How does music work in the story? Does music seem to affect the waythat Connie acts and thinks?
What will be an ideal response?
- Music has a very direct effect on the way that Connie acts and thinks. In paragraph 6, describing the drive-in restaurant at which she and her friends hang out, Oates writes: “They sat at the counter and crossed their legs at the ankles, their thin shoulders rigid with excitement, and listened to the music that made everything so good: the music was always in the background, like music at a church service, it was something to depend upon.” The music that fills her otherwise largely uncluttered head presents a superficial, oversimplified view of life that has no doubt had a major influence in shaping Connie’s sense of reality. Alone in her house on Sunday afternoon, before Arnold Friend’s arrival, she “listened for an hour and a half to a program called XYZ Sunday Jamboree, record after record of hard, fast, shrieking songs she sang along with” (par. 14). This program, playing simultaneously inside the house and out in the yard on Ellie Oscar’s transistor radio, is seized on by Arnold Friend as a topic of conversation in his attempt at ingratiating himself with Connie.

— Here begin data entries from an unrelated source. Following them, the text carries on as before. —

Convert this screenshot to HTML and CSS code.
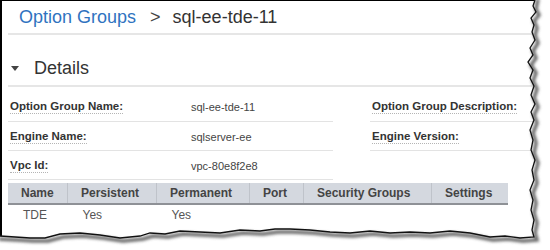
FILE: index.html
```html
<!DOCTYPE html>
<html lang="en">
<head>
    <meta charset="UTF-8">
    <title>sql-ee-tde-11</title>
    <link rel="stylesheet" href="styles.css">
</head>
<body>
    <div class="frame">
        <div class="crumb">
            <a href="#">Option Groups</a>
            <span class="sep">&gt;</span>
            <span class="current">sql-ee-tde-11</span>
        </div>

        <div class="section-head">
            <span class="caret"></span>
            <h2>Details</h2>
        </div>

        <div class="details">
            <div class="field">
                <span class="label">Option Group Name:</span>
                <span class="value">sql-ee-tde-11</span>
            </div>
            <div class="field">
                <span class="label">Option Group Description:</span>
                <span class="value"></span>
            </div>
            <div class="field">
                <span class="label">Engine Name:</span>
                <span class="value">sqlserver-ee</span>
            </div>
            <div class="field">
                <span class="label">Engine Version:</span>
                <span class="value"></span>
            </div>
            <div class="field">
                <span class="label">Vpc Id:</span>
                <span class="value">vpc-80e8f2e8</span>
            </div>
        </div>

        <table class="options">
            <thead>
                <tr>
                    <th class="c-name">Name</th>
                    <th class="c-pers">Persistent</th>
                    <th class="c-perm">Permanent</th>
                    <th class="c-port">Port</th>
                    <th class="c-sec">Security Groups</th>
                    <th class="c-set">Settings</th>
                </tr>
            </thead>
            <tbody>
                <tr>
                    <td>TDE</td>
                    <td>Yes</td>
                    <td>Yes</td>
                    <td></td>
                    <td></td>
                    <td></td>
                </tr>
            </tbody>
        </table>
    </div>

    <!-- torn paper edge -->
    <svg class="torn" width="550" height="250" viewBox="0 0 550 250">
        <defs>
            <filter id="soft" x="-10%" y="-10%" width="120%" height="120%">
                <feGaussianBlur stdDeviation="1.6"/>
            </filter>
        </defs>
        <path fill="#fff" d="M535 0 L533 6 L536 12 L531 18 L534 25 L532 32 L535 40 L530 48 L533 55 L528 62 L533 70 L530 78 L534 86 L531 95 L535 104 L531 112 L534 120 L530 130 L533 140 L531 150 L535 160 L532 170 L534 180 L530 190 L533 200 L531 210 L534 220 L532 230 L534 237 L520 238 L505 236 L490 237 L470 233 L450 231 L430 233 L410 232 L390 233 L370 231 L350 233 L330 232 L310 230 L290 229 L275 229 L260 231 L240 230 L220 233 L200 232 L180 231 L165 234 L150 233 L140 236 L120 238 L100 235 L80 233 L60 234 L45 238 L30 238 L15 237 L0 236 L0 250 L550 250 L550 0 Z"/>
        <polyline filter="url(#soft)" fill="none" stroke="#666" stroke-width="3.5" transform="translate(3 3)" points="535,-4 533,6 536,12 531,18 534,25 532,32 535,40 530,48 533,55 528,62 533,70 530,78 534,86 531,95 535,104 531,112 534,120 530,130 533,140 531,150 535,160 532,170 534,180 530,190 533,200 531,210 534,220 532,230 534,237 520,238 505,236 490,237 470,233 450,231 430,233 410,232 390,233 370,231 350,233 330,232 310,230 290,229 275,229 260,231 240,230 220,233 200,232 180,231 165,234 150,233 140,236 120,238 100,235 80,233 60,234 45,238 30,238 15,237 -4,236"/>
        <polyline fill="none" stroke="#111" stroke-width="1.3" points="535,0 533,6 536,12 531,18 534,25 532,32 535,40 530,48 533,55 528,62 533,70 530,78 534,86 531,95 535,104 531,112 534,120 530,130 533,140 531,150 535,160 532,170 534,180 530,190 533,200 531,210 534,220 532,230 534,237 520,238 505,236 490,237 470,233 450,231 430,233 410,232 390,233 370,231 350,233 330,232 310,230 290,229 275,229 260,231 240,230 220,233 200,232 180,231 165,234 150,233 140,236 120,238 100,235 80,233 60,234 45,238 30,238 15,237 0,236"/>
    </svg>
</body>
</html>
```

FILE: styles.css
```css
body {
    margin: 0;
    font-family: "Liberation Sans", Arial, sans-serif;
    color: #333;
    background: #fff;
    position: relative;
}
.frame {
    width: 550px;
    height: 250px;
    box-sizing: border-box;
    border-left: 2px solid #000;
    border-top: 1px solid #000;
    padding-left: 6px;
    overflow: hidden;
}
.crumb {
    padding: 5px 0 5px 11px;
    line-height: 22px;
    font-size: 18px;
    border-bottom: 2px solid #e6e6e6;
    white-space: nowrap;
}
.crumb a {
    color: #2f73bf;
    text-decoration: none;
}
.crumb .sep {
    color: #444;
    margin: 0 7px 0 9px;
}
.crumb .current {
    color: #333;
}
.section-head {
    display: flex;
    align-items: center;
    padding: 22px 0 6px 3px;
    border-bottom: 2px solid #e6e6e6;
}
.caret {
    width: 0;
    height: 0;
    border-left: 4px solid transparent;
    border-right: 4px solid transparent;
    border-top: 5px solid #444;
    margin-right: 15px;
}
.section-head h2 {
    margin: 0;
    font-size: 18px;
    font-weight: normal;
    line-height: 22px;
    color: #333;
}
.details {
    display: grid;
    grid-template-columns: 325px 1fr;
    column-gap: 37px;
    padding-top: 6px;
}
.field {
    display: grid;
    grid-template-columns: 181px 1fr;
    align-items: center;
    height: 28px;
    border-bottom: 1px solid #e3e3e3;
    padding-left: 2px;
    white-space: nowrap;
}
.field:nth-child(n+3) {
    height: 26px;
    padding-top: 2px;
}
.label {
    justify-self: start;
    font-size: 11.5px;
    font-weight: bold;
    color: #333;
    padding-bottom: 1px;
    border-bottom: 1px dotted #b5b5b5;
}
.value {
    font-size: 11px;
    color: #444;
}
.options {
    margin-top: 3px;
    width: 500px;
    border-collapse: collapse;
    font-size: 12px;
    white-space: nowrap;
}
.options th {
    height: 20px;
    padding: 0 0 0 13px;
    text-align: left;
    background: #d4d8df;
    color: #444;
    border-bottom: 2px solid #8e9196;
    border-left: 1px solid #bfc3ca;
}
.options th:first-child {
    border-left: none;
}
.options td {
    height: 20px;
    padding: 0 0 0 15px;
    color: #555;
}
.c-name { width: 46px; }
.c-pers { width: 75px; }
.c-perm { width: 79px; }
.c-port { width: 40px; }
.c-sec { width: 114px; }
.torn {
    position: absolute;
    top: 0;
    left: 0;
    pointer-events: none;
}
```
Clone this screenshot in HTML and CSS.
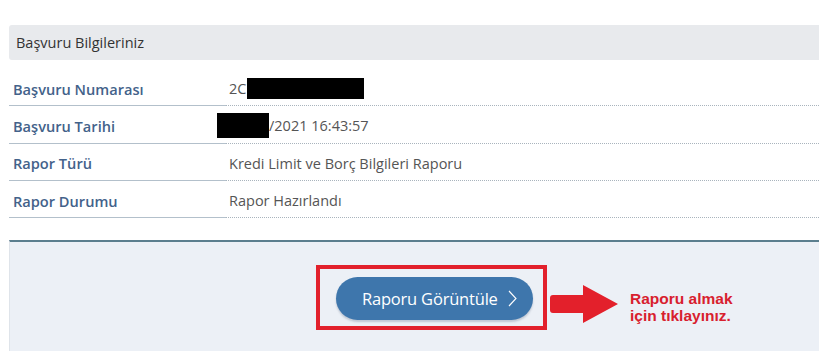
FILE: index.html
```html
<!DOCTYPE html>
<html lang="tr">
<head>
<meta charset="utf-8">
<link rel="stylesheet" href="styles.css">
</head>
<body>
<div class="page">
  <div class="section-title">Başvuru Bilgileriniz</div>
  <div class="info">
    <div class="row">
      <div class="label">Başvuru Numarası</div>
      <div class="value">2C<span class="redact redact-1"></span></div>
    </div>
    <div class="row">
      <div class="label">Başvuru Tarihi</div>
      <div class="value"><span class="redact redact-2"></span>/2021 16:43:57</div>
    </div>
    <div class="row">
      <div class="label">Rapor Türü</div>
      <div class="value">Kredi Limit ve Borç Bilgileri Raporu</div>
    </div>
    <div class="row">
      <div class="label">Rapor Durumu</div>
      <div class="value">Rapor Hazırlandı</div>
    </div>
  </div>
  <div class="actions">
    <div class="highlight">
      <button class="btn-report">Raporu Görüntüle
        <svg class="chev" width="9" height="17" viewBox="0 0 9 17"><polyline points="1,1 8,8.5 1,16" fill="none" stroke="#fff" stroke-width="1.1"/></svg>
      </button>
    </div>
    <svg class="arrow" width="69" height="39" viewBox="0 0 69 39"><path d="M3 10 H33 V0 L68 19 L33 38 V28 H3 Q0 28 0 25 V13 Q0 10 3 10 Z" fill="#e3202b"/></svg>
    <div class="hint">Raporu almak<br>için tıklayınız.</div>
  </div>
</div>
</body>
</html>
```

FILE: styles.css
```css
* { box-sizing: border-box; }
html, body { margin: 0; padding: 0; background: #fff; }
body {
  font-family: "Open Sans", "Noto Sans", sans-serif;
  width: 819px;
  height: 351px;
  overflow: hidden;
}
.page {
  padding: 25px 0 0 9px;
}
.section-title {
  height: 35px;
  line-height: 36px;
  background: #e8eaed;
  border-radius: 3px 0 0 3px;
  padding-left: 7px;
  font-size: 14.5px;
  color: #333;
}
.info {
  margin-top: 9px;
}
.row {
  display: flex;
  height: 37.3px;
}
.label {
  width: 217px;
  flex: none;
  padding: 3px 0 0 4px;
  border-bottom: 1px solid #b3c0cb;
  font-size: 14.6px;
  font-weight: 600;
  color: #43628a;
  display: flex;
  align-items: center;
}
.value {
  flex: 1;
  padding: 3px 0 0 3px;
  border-bottom: 1px dotted #a9b4bd;
  font-size: 14.5px;
  color: #555;
  display: flex;
  align-items: center;
}
.redact {
  display: inline-block;
  background: #000;
}
.redact-1 {
  width: 117px;
  height: 21px;
  margin: 0 0 0 1px;
}
.redact-2 {
  width: 52px;
  height: 25px;
  margin-left: -12px;
}
.actions {
  margin-top: 22px;
  height: 120px;
  background: #ecf0f6;
  border-top: 2px solid #5b7e8e;
  border-left: 1px solid #dfe4ea;
  padding: 23px 0 0 306px;
  display: flex;
  align-items: flex-start;
}
.highlight {
  border: 4px solid #e2202c;
  padding: 8px 10px 6px 16px;
}
.btn-report {
  display: flex;
  align-items: center;
  height: 43px;
  width: 197px;
  padding: 0 0 0 26px;
  border: none;
  border-radius: 22px;
  background: #3e76ac;
  box-shadow: 0 2px 2px rgba(60, 80, 110, 0.25);
  color: #fff;
  font-family: "Open Sans", "Noto Sans", sans-serif;
  font-size: 16.5px;
  letter-spacing: -0.2px;
}
.chev {
  margin-left: 10px;
}
.arrow {
  margin: 20px 0 0 3px;
  flex: none;
}
.hint {
  margin: 25px 0 0 11px;
  font-family: "Liberation Sans", Arial, sans-serif;
  font-weight: bold;
  font-size: 15.5px;
  line-height: 17px;
  color: #d8202e;
}
```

We should also bear in mind that this story is dedicated to Bob Dylan. It may be unlikely that any of Dylan’s music flows through Connie’s mind, but it is a real presence in the story in a number of ways. Some of Arnold Friend’s repartee seems a weak-minded imitation of Dylanese: surreal and disconnected, as in his tirade to Ellie (par. 133): “Don’t hem in on me . . .” Arnold Friend bears a faint resemblance to Dylan: he has “a familiar face, somehow,” with hawk-like nose and hair “crazy as a wig,” and he talks with a lilting voice “as if he were reciting the words to a song.” His approach is “slightly mocking, kidding, but serious and a little melancholy,” and he taps his fists together “in homage to the perpetual music behind him” (par. 77). Joyce Carol Oates has remarked that Dylan’s song “It’s All Over Now, Baby Blue” (1965) was an influence on her story. Dylan’s lyric addresses a young girl, Baby Blue (“My sweet little blue-eyed girl,” Arnold calls Connie), who must make a hasty departure from home across an unreal, shifting landscape. A vagabond raps at her door, and she is told, “Something calls for you / Forget the dead you’ve left.” In Dylan’s “Like a Rolling Stone,” the young woman is told about “Napoleon in rags,” whom she has previously laughed at: “Go to him now, he calls you, you can’t refuse.” Oates’s title recalls a line from another Dylan song, “Mr. Tambourine Man”: “And there is no place I’m goin’ to.”